[Begin Data extract]

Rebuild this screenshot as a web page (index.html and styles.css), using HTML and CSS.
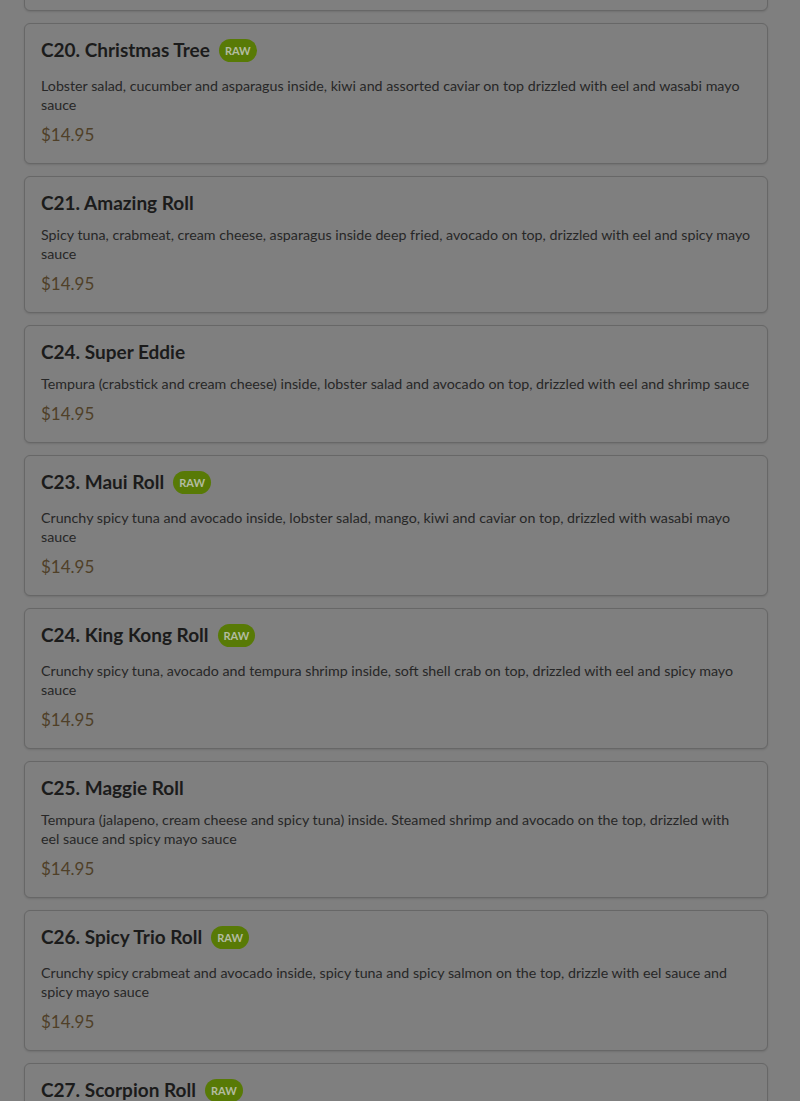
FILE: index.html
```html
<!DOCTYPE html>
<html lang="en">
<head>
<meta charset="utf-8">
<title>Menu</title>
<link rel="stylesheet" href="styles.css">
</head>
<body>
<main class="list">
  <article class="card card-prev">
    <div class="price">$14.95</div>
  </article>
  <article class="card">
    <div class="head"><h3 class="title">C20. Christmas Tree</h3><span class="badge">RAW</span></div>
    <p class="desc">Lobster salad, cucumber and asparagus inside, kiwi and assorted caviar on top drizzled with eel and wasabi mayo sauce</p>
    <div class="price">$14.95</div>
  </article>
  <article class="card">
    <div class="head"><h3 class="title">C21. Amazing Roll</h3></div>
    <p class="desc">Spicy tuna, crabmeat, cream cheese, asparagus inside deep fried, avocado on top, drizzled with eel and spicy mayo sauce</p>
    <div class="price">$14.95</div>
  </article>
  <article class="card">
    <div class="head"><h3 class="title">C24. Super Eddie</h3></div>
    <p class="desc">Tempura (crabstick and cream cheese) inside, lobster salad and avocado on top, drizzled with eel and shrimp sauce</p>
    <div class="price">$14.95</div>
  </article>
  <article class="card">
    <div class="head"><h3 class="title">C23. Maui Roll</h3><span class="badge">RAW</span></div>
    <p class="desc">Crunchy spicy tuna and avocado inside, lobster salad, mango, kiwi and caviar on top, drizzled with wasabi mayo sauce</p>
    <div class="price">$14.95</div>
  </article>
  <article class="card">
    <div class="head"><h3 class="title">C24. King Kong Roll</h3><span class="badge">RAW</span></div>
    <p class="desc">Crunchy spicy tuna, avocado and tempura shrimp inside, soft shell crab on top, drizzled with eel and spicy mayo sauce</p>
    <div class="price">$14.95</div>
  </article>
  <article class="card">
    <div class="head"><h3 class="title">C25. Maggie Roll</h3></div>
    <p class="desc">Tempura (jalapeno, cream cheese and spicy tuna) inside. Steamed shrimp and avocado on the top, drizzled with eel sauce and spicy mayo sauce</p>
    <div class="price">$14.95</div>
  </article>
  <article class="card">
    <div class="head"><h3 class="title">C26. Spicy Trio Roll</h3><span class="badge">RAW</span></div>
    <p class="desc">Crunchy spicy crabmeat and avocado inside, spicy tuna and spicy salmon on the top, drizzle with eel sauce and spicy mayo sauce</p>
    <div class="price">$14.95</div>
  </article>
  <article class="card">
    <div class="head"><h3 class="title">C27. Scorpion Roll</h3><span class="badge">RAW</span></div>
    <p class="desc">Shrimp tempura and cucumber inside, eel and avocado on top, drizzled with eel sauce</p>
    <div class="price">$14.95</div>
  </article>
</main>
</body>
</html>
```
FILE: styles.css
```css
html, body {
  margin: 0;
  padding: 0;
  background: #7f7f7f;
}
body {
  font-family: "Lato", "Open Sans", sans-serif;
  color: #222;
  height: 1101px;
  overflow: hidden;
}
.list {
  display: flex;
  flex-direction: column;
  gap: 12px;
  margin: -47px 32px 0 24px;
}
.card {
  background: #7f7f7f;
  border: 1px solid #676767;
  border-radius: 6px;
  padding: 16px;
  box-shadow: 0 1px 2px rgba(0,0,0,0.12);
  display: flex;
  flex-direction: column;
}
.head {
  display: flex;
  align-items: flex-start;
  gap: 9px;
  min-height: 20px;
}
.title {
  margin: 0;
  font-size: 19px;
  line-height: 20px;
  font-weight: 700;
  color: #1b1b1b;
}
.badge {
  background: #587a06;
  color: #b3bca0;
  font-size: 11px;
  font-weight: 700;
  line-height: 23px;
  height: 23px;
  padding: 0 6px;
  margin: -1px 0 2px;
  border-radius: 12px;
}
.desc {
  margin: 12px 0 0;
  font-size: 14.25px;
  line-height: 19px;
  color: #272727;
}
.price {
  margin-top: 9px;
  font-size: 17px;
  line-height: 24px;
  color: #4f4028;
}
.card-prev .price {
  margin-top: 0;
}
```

[End Data extract]

• Exercise instructions: Leave out all pictures, then copy the remaining material exactly.

• Result:
Rebuild this screenshot as a web page (index.html and styles.css), using HTML and CSS.
FILE: index.html
```html
<!DOCTYPE html>
<html lang="en">
<head>
<meta charset="utf-8">
<title>Menu</title>
<link rel="stylesheet" href="styles.css">
</head>
<body>
<main class="list">
  <article class="card card-prev">
    <div class="price">$14.95</div>
  </article>
  <article class="card">
    <div class="head"><h3 class="title">C20. Christmas Tree</h3><span class="badge">RAW</span></div>
    <p class="desc">Lobster salad, cucumber and asparagus inside, kiwi and assorted caviar on top drizzled with eel and wasabi mayo sauce</p>
    <div class="price">$14.95</div>
  </article>
  <article class="card">
    <div class="head"><h3 class="title">C21. Amazing Roll</h3></div>
    <p class="desc">Spicy tuna, crabmeat, cream cheese, asparagus inside deep fried, avocado on top, drizzled with eel and spicy mayo sauce</p>
    <div class="price">$14.95</div>
  </article>
  <article class="card">
    <div class="head"><h3 class="title">C24. Super Eddie</h3></div>
    <p class="desc">Tempura (crabstick and cream cheese) inside, lobster salad and avocado on top, drizzled with eel and shrimp sauce</p>
    <div class="price">$14.95</div>
  </article>
  <article class="card">
    <div class="head"><h3 class="title">C23. Maui Roll</h3><span class="badge">RAW</span></div>
    <p class="desc">Crunchy spicy tuna and avocado inside, lobster salad, mango, kiwi and caviar on top, drizzled with wasabi mayo sauce</p>
    <div class="price">$14.95</div>
  </article>
  <article class="card">
    <div class="head"><h3 class="title">C24. King Kong Roll</h3><span class="badge">RAW</span></div>
    <p class="desc">Crunchy spicy tuna, avocado and tempura shrimp inside, soft shell crab on top, drizzled with eel and spicy mayo sauce</p>
    <div class="price">$14.95</div>
  </article>
  <article class="card">
    <div class="head"><h3 class="title">C25. Maggie Roll</h3></div>
    <p class="desc">Tempura (jalapeno, cream cheese and spicy tuna) inside. Steamed shrimp and avocado on the top, drizzled with eel sauce and spicy mayo sauce</p>
    <div class="price">$14.95</div>
  </article>
  <article class="card">
    <div class="head"><h3 class="title">C26. Spicy Trio Roll</h3><span class="badge">RAW</span></div>
    <p class="desc">Crunchy spicy crabmeat and avocado inside, spicy tuna and spicy salmon on the top, drizzle with eel sauce and spicy mayo sauce</p>
    <div class="price">$14.95</div>
  </article>
  <article class="card">
    <div class="head"><h3 class="title">C27. Scorpion Roll</h3><span class="badge">RAW</span></div>
    <p class="desc">Shrimp tempura and cucumber inside, eel and avocado on top, drizzled with eel sauce</p>
    <div class="price">$14.95</div>
  </article>
</main>
</body>
</html>
```
FILE: styles.css
```css
html, body {
  margin: 0;
  padding: 0;
  background: #7f7f7f;
}
body {
  font-family: "Lato", "Open Sans", sans-serif;
  color: #222;
  height: 1101px;
  overflow: hidden;
}
.list {
  display: flex;
  flex-direction: column;
  gap: 12px;
  margin: -47px 32px 0 24px;
}
.card {
  background: #7f7f7f;
  border: 1px solid #676767;
  border-radius: 6px;
  padding: 16px;
  box-shadow: 0 1px 2px rgba(0,0,0,0.12);
  display: flex;
  flex-direction: column;
}
.head {
  display: flex;
  align-items: flex-start;
  gap: 9px;
  min-height: 20px;
}
.title {
  margin: 0;
  font-size: 19px;
  line-height: 20px;
  font-weight: 700;
  color: #1b1b1b;
}
.badge {
  background: #587a06;
  color: #b3bca0;
  font-size: 11px;
  font-weight: 700;
  line-height: 23px;
  height: 23px;
  padding: 0 6px;
  margin: -1px 0 2px;
  border-radius: 12px;
}
.desc {
  margin: 12px 0 0;
  font-size: 14.25px;
  line-height: 19px;
  color: #272727;
}
.price {
  margin-top: 9px;
  font-size: 17px;
  line-height: 24px;
  color: #4f4028;
}
.card-prev .price {
  margin-top: 0;
}
```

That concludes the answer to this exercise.